My apologies for my 2+ week disappearance. Between moving and internet struggles, I have been a slacker. Now that my life has calmed down a bit, I should be more regular in posting.
Macaroni and cheese finds its way on to my menu more often than not since it is delicious, easy, quick, and sure to please everyone. While the boxed stuff is just fine for lunch every now and then, homemade mac and cheese casserole-style makes something ordinary a little more special for dinner.

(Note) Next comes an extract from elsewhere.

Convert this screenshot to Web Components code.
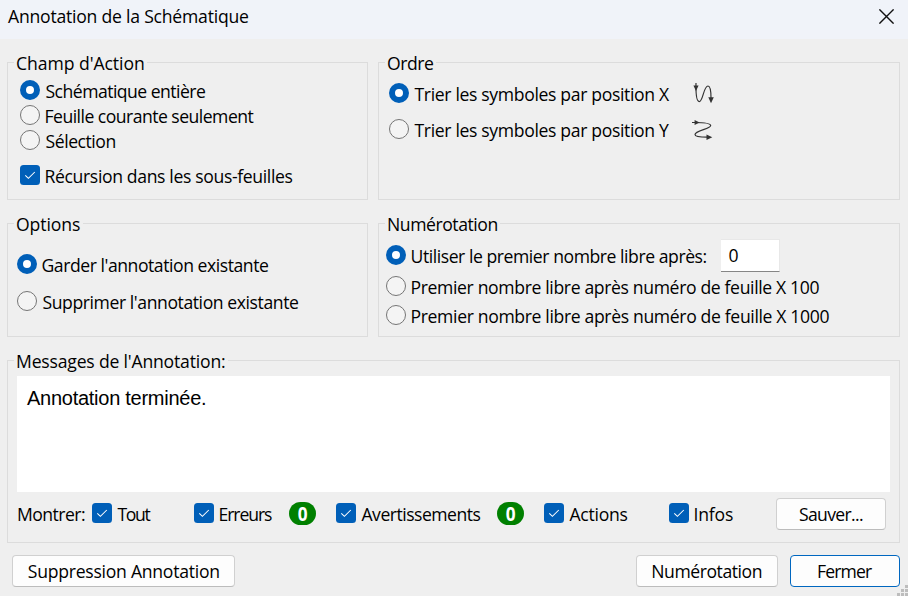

The basic recipe is great, but I do like to make things interesting with “mix-ins” occasionally. One of my favorites for a special treat is caramelized onions and BBQ pork. Inspired by a restaurant meal I had years ago, this dish makes an average dinner worthy of company or any special occasion.
Enjoy!
BBQ Pork Macaroni and Cheese (Serves 6)
½ tablespoon olive oil or butter
1 large yellow onion, thinly sliced
1 box (13.25 ounce) whole wheat macaroni
2 tablespoons butter
½ teaspoon black pepper
¼ cup flour
2 ½ cups skim milk
1½-2 cups grated cheese (cheddar, colby, or colby jack work well)
8 ounces cooked, shredded pork
½ cup BBQ sauce (more per personal preference)
½ cup breadcrumbs, optional
1. Preheat oven to 350.
2. Melt ½ tablespoon olive oil or butter in a medium skillet over medium-high heat. Add onion slices; sauté for 3-5 minutes until beginning to soften and brown. Reduce heat to low. Continue to cook, stirring occasionally until onions are a nice brown color, about 15-30 minutes. Place in the bottom of a well-greased 2 quart or 8×11 baking dish.
3. Mix pork with BBQ sauce until well moistened (add more if you really like BBQ). Layer on top of onions in baking dish.
4. Bring a large pot of water to boil. Add macaroni and cook until just al dente – the minimum time on the box or even a minute less. Drain.
5. While macaroni cooks, melt 2 tablespoons butter in large saucepan. When melted and beginning to bubble, add in black pepper and flour. Stir constantly, cooking for 1-2 minutes until just beginning to brown. Whisk in milk, stirring constantly. Cook until sauce thickens, stirring frequently to prevent lumps, about 5 minutes.
6. Remove sauce from heat. Stir in cheese until melted and smooth. Add in drained pasta. Stir until well combined. Layer over pork in baking dish.
7. If using, lightly toast breadcrumbs in a small skillet over medium heat, about 3-5 minutes. Sprinkle over the top of casserole.
8. Bake for 20-25 minutes, until casserole is bubbling.
Nutritional Information: (Amount per Serving)
Calories: 606
Protein: 32 g
Fat: 21 g
Saturated Fat: 10 g
Cholesterol: 79 g
Carbohydrates: 75 g
Fiber: 6 g
Sodium: 561 mg
Recipe notes: Any short pasta will work. I often use rotini or penne. But there is something extra satisfying about macaroni and cheese made with actual macaroni noodles. You may need more or less BBQ sauce. It depends on how moist your meat is and how saucy you like it. I use meat leftover from making BBQ pork sandwiches, which is generally pork shoulder. Any shredded pork will work. You can save some cheese out from the sauce to sprinkle on top. I usually forget, but it is delicious that way.
Skip the steps about the onion and pork, and this is my go-to macaroni and cheese. I often add just the onions. They don’t take much effort and cook in about the same time as getting the noodles and sauce together.
I know the nutrition doesn’t look great on this. But I cut down to skim milk and scaled back the cheese a lot. Think how much worse it could be!